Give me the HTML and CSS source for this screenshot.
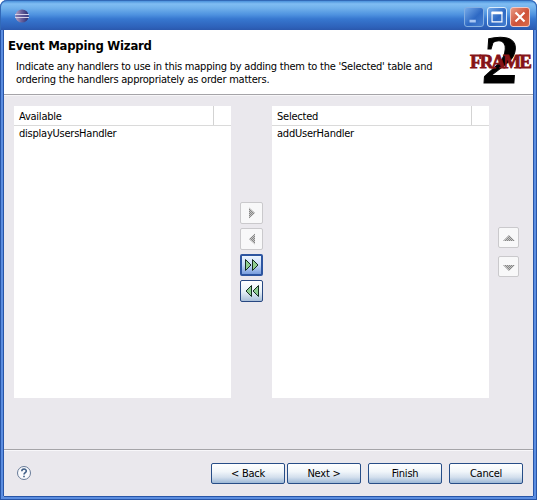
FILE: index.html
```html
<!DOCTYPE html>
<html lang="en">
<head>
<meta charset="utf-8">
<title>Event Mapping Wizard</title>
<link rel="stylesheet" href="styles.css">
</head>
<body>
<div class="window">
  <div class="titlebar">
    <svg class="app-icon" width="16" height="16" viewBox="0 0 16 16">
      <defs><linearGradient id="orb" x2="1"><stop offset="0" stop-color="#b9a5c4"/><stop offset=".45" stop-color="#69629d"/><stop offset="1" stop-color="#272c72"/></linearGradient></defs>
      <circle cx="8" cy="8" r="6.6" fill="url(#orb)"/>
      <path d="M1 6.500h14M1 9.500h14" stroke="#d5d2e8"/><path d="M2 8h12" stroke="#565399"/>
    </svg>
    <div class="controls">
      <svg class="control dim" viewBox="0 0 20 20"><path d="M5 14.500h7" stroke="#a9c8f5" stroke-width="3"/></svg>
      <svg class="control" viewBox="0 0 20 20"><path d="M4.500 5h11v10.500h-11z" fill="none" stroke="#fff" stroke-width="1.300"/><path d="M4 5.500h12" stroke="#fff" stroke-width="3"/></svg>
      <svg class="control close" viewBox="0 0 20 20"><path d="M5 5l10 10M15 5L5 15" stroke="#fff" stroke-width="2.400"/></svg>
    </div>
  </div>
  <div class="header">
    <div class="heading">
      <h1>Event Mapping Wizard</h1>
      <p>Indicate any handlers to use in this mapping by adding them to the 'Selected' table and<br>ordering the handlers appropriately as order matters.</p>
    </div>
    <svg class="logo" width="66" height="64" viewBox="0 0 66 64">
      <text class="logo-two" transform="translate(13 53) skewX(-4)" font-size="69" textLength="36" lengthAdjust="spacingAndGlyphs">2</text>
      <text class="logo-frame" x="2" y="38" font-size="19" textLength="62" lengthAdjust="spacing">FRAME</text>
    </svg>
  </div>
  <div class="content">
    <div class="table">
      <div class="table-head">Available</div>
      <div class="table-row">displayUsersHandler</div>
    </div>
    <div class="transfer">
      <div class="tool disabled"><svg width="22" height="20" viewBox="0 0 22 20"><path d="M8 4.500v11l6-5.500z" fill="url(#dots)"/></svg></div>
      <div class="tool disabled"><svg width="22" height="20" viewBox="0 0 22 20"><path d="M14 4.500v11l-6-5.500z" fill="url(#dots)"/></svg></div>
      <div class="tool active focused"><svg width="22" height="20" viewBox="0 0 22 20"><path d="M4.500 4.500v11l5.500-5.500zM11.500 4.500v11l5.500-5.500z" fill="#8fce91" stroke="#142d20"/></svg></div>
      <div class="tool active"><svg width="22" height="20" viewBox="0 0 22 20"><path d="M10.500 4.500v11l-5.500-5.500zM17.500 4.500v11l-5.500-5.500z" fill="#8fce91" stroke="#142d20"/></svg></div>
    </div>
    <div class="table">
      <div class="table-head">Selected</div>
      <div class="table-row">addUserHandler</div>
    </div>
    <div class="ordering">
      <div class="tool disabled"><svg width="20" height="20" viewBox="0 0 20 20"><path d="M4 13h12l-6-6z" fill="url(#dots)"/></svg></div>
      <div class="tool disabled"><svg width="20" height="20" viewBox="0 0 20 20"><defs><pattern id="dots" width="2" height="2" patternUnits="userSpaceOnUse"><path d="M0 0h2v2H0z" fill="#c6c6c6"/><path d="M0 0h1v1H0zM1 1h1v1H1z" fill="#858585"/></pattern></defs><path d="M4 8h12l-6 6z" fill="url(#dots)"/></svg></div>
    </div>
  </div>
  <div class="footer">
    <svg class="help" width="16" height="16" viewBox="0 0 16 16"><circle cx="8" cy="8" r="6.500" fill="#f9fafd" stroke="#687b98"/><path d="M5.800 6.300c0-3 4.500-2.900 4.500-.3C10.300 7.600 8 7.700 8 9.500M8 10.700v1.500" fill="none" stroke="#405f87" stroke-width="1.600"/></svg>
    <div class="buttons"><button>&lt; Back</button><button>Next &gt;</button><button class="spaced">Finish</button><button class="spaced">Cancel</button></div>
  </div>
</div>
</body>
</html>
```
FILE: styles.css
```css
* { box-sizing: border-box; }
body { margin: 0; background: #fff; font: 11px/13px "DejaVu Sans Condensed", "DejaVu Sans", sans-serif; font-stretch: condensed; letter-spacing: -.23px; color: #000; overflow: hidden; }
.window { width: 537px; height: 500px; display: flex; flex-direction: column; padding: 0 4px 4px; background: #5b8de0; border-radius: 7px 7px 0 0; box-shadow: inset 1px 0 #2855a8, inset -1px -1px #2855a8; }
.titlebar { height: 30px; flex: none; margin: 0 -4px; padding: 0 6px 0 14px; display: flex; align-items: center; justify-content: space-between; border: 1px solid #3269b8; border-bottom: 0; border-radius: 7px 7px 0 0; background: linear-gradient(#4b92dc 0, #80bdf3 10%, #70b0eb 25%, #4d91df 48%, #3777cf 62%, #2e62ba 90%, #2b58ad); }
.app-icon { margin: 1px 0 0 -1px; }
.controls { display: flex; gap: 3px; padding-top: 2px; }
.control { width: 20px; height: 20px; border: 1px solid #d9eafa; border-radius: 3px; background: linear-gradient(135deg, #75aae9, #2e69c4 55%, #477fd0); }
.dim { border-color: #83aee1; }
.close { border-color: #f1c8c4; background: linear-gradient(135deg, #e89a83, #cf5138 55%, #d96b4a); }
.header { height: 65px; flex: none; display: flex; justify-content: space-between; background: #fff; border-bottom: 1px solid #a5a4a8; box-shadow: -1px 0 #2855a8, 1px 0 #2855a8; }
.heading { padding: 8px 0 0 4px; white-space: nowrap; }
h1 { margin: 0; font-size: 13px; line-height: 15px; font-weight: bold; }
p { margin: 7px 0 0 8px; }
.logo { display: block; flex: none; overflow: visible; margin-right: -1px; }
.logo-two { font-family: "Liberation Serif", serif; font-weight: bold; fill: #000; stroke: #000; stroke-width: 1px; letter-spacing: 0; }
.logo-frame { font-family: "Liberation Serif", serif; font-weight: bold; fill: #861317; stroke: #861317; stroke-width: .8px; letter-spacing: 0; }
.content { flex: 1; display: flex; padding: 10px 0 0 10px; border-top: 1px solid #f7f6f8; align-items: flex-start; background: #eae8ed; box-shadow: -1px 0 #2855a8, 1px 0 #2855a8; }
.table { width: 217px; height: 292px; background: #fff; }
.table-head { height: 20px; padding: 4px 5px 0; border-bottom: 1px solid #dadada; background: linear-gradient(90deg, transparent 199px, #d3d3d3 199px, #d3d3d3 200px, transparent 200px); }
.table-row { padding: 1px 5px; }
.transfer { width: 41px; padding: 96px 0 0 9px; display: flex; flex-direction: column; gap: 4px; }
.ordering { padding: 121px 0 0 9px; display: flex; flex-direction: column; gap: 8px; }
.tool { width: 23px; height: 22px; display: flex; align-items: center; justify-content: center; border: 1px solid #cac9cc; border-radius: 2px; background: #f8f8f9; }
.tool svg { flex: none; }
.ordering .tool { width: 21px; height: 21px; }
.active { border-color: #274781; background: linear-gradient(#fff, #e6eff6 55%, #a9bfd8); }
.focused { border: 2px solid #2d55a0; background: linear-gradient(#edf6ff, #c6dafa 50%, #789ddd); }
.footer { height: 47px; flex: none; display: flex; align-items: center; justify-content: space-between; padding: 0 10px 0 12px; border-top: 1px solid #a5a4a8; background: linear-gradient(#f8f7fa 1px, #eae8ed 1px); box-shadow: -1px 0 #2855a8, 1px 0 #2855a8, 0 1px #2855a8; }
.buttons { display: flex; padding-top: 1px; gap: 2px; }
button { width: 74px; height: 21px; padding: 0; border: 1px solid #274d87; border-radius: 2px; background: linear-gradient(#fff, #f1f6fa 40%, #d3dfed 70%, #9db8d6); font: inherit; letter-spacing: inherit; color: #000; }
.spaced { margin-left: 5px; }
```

+ + + +

[WRITTEN PROBLEM] Give only the number of lines above that hold the string "this".

[FULL SOLUTION] 2